Records with interface code
★ ★ ★ ★ ★ ★ ★

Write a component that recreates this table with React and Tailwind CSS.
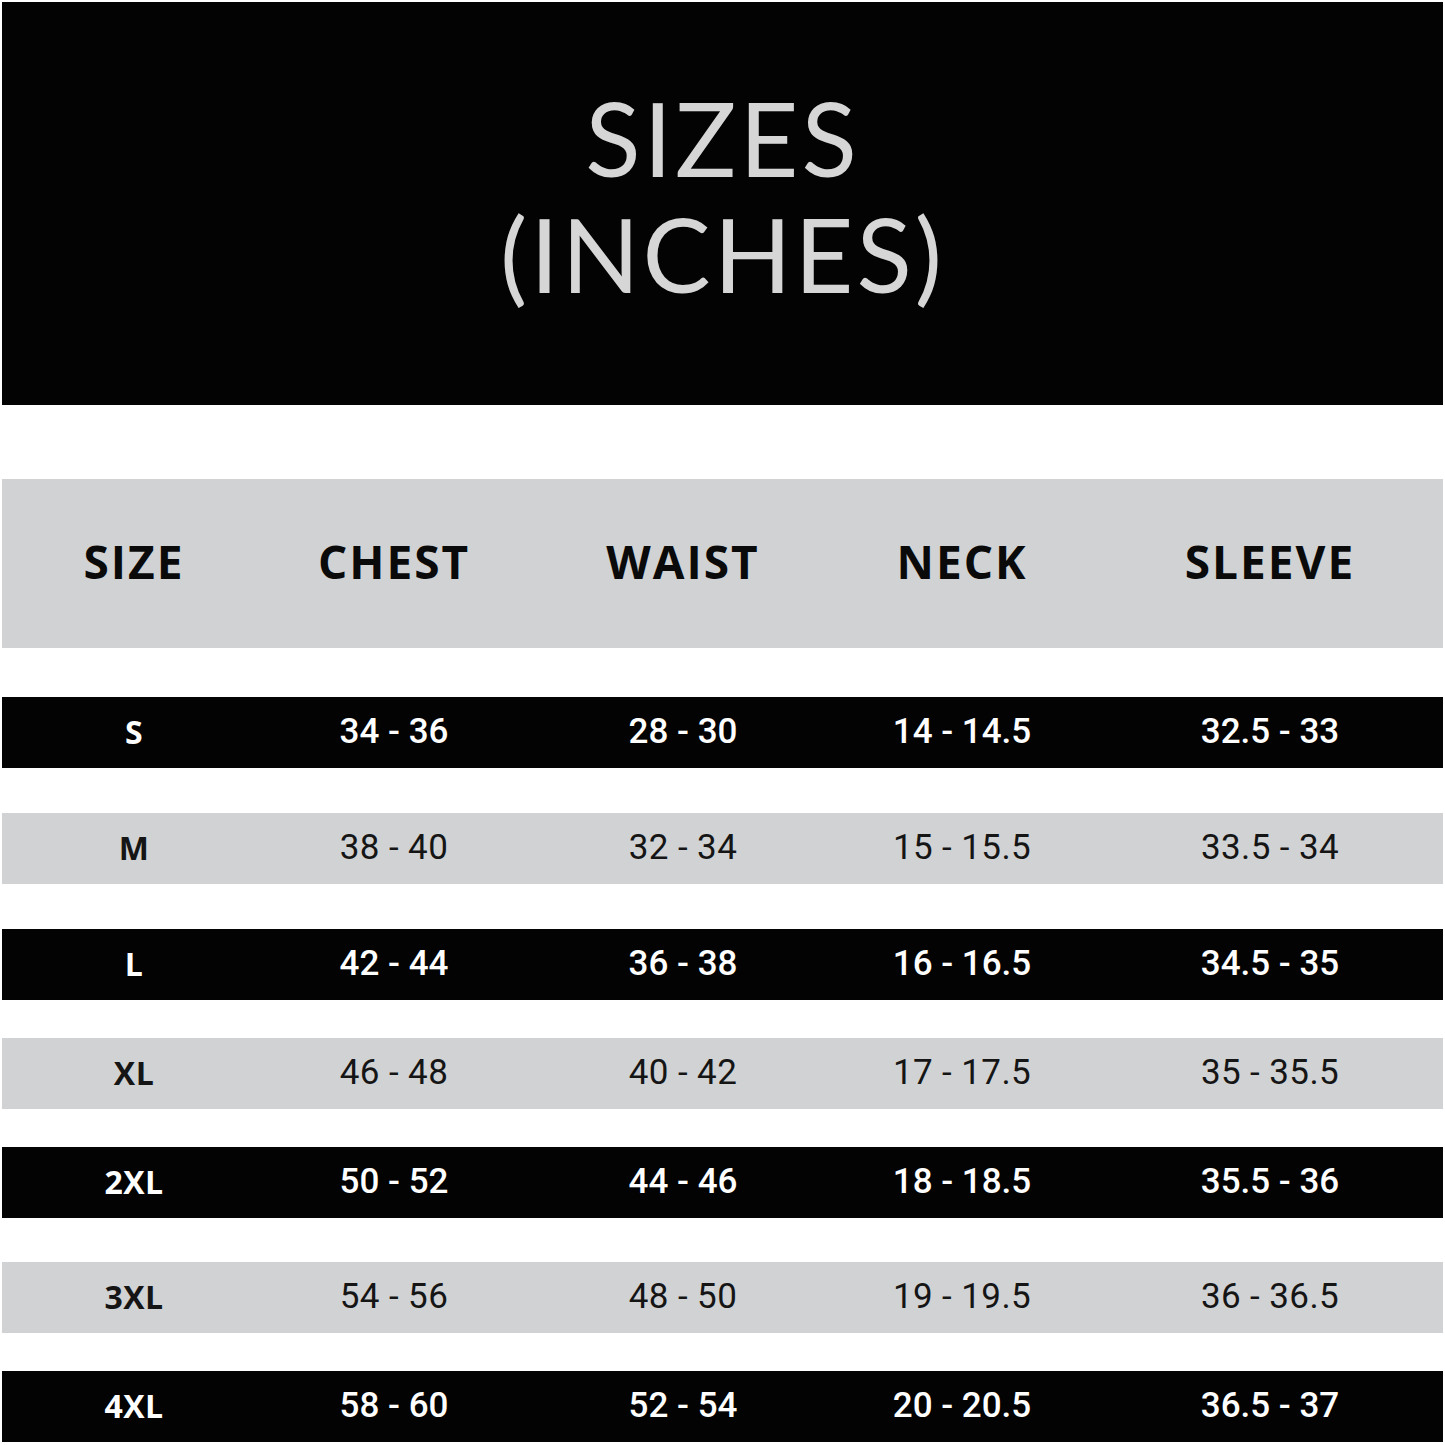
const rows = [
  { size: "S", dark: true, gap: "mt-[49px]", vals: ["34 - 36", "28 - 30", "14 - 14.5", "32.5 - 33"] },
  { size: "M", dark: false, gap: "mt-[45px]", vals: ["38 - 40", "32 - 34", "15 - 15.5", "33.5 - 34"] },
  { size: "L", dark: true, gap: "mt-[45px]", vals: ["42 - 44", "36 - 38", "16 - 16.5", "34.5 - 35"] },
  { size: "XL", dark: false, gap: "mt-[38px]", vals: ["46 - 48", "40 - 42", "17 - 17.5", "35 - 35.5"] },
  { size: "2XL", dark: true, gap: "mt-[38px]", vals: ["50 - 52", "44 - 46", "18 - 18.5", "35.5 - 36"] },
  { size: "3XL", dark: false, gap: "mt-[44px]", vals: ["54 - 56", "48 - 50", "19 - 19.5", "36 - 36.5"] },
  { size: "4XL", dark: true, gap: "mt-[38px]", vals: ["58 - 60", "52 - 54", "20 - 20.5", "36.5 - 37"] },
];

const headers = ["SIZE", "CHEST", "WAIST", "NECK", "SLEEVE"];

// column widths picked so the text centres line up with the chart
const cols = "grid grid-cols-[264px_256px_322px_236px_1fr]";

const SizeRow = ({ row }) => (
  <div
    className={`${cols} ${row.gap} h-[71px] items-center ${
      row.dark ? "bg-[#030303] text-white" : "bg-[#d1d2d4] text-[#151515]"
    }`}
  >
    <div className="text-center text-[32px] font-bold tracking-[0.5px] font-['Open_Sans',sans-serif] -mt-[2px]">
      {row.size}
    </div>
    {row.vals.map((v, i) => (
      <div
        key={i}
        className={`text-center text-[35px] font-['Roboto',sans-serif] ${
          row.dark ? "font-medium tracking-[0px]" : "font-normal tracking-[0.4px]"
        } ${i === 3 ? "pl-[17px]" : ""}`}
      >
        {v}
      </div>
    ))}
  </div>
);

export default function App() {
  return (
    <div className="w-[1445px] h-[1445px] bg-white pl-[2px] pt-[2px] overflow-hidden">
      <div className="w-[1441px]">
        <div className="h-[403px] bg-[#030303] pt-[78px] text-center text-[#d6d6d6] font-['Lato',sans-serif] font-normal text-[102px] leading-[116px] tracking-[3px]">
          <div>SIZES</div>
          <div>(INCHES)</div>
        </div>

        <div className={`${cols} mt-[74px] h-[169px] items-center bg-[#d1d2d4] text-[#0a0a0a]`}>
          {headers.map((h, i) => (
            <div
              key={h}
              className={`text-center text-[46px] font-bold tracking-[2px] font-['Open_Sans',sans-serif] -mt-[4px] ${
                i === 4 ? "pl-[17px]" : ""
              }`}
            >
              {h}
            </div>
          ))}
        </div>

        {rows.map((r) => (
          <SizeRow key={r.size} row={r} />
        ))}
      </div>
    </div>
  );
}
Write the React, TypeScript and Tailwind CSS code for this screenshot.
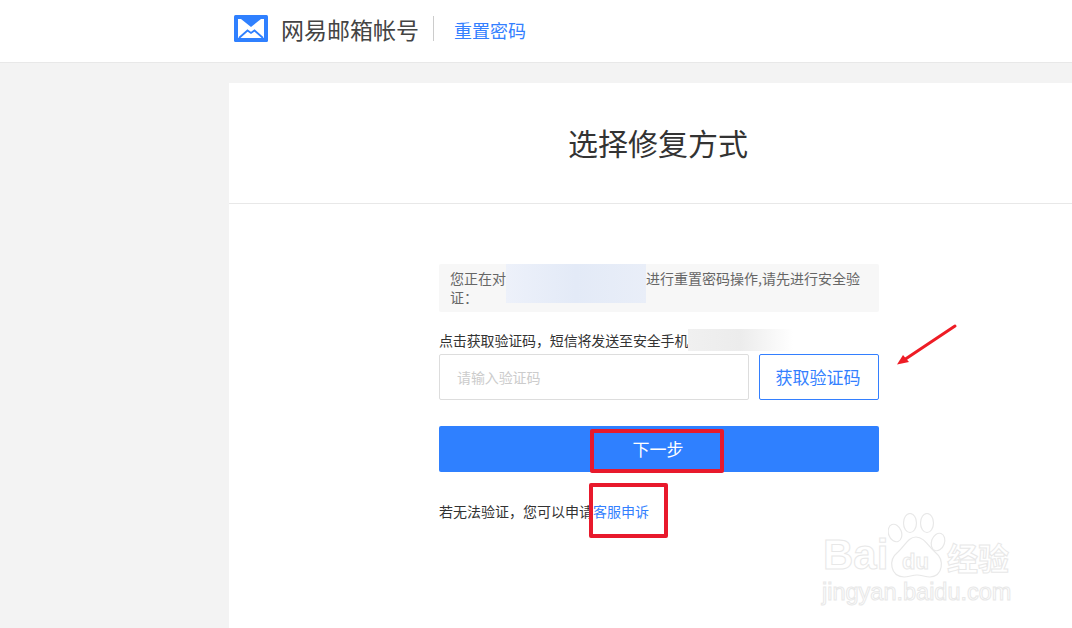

★ ★ ★ ★ ★ ★ ★

_WHAT IS BEING ASKED_
Above are records with pictures; repeat the records exactly and leave the pictures out.

_EXERCISE ANSWER_
Write a component that recreates this table with React and Tailwind CSS.
const rows = [
  { size: "S", dark: true, gap: "mt-[49px]", vals: ["34 - 36", "28 - 30", "14 - 14.5", "32.5 - 33"] },
  { size: "M", dark: false, gap: "mt-[45px]", vals: ["38 - 40", "32 - 34", "15 - 15.5", "33.5 - 34"] },
  { size: "L", dark: true, gap: "mt-[45px]", vals: ["42 - 44", "36 - 38", "16 - 16.5", "34.5 - 35"] },
  { size: "XL", dark: false, gap: "mt-[38px]", vals: ["46 - 48", "40 - 42", "17 - 17.5", "35 - 35.5"] },
  { size: "2XL", dark: true, gap: "mt-[38px]", vals: ["50 - 52", "44 - 46", "18 - 18.5", "35.5 - 36"] },
  { size: "3XL", dark: false, gap: "mt-[44px]", vals: ["54 - 56", "48 - 50", "19 - 19.5", "36 - 36.5"] },
  { size: "4XL", dark: true, gap: "mt-[38px]", vals: ["58 - 60", "52 - 54", "20 - 20.5", "36.5 - 37"] },
];

const headers = ["SIZE", "CHEST", "WAIST", "NECK", "SLEEVE"];

// column widths picked so the text centres line up with the chart
const cols = "grid grid-cols-[264px_256px_322px_236px_1fr]";

const SizeRow = ({ row }) => (
  <div
    className={`${cols} ${row.gap} h-[71px] items-center ${
      row.dark ? "bg-[#030303] text-white" : "bg-[#d1d2d4] text-[#151515]"
    }`}
  >
    <div className="text-center text-[32px] font-bold tracking-[0.5px] font-['Open_Sans',sans-serif] -mt-[2px]">
      {row.size}
    </div>
    {row.vals.map((v, i) => (
      <div
        key={i}
        className={`text-center text-[35px] font-['Roboto',sans-serif] ${
          row.dark ? "font-medium tracking-[0px]" : "font-normal tracking-[0.4px]"
        } ${i === 3 ? "pl-[17px]" : ""}`}
      >
        {v}
      </div>
    ))}
  </div>
);

export default function App() {
  return (
    <div className="w-[1445px] h-[1445px] bg-white pl-[2px] pt-[2px] overflow-hidden">
      <div className="w-[1441px]">
        <div className="h-[403px] bg-[#030303] pt-[78px] text-center text-[#d6d6d6] font-['Lato',sans-serif] font-normal text-[102px] leading-[116px] tracking-[3px]">
          <div>SIZES</div>
          <div>(INCHES)</div>
        </div>

        <div className={`${cols} mt-[74px] h-[169px] items-center bg-[#d1d2d4] text-[#0a0a0a]`}>
          {headers.map((h, i) => (
            <div
              key={h}
              className={`text-center text-[46px] font-bold tracking-[2px] font-['Open_Sans',sans-serif] -mt-[4px] ${
                i === 4 ? "pl-[17px]" : ""
              }`}
            >
              {h}
            </div>
          ))}
        </div>

        {rows.map((r) => (
          <SizeRow key={r.size} row={r} />
        ))}
      </div>
    </div>
  );
}
Write the React, TypeScript and Tailwind CSS code for this screenshot.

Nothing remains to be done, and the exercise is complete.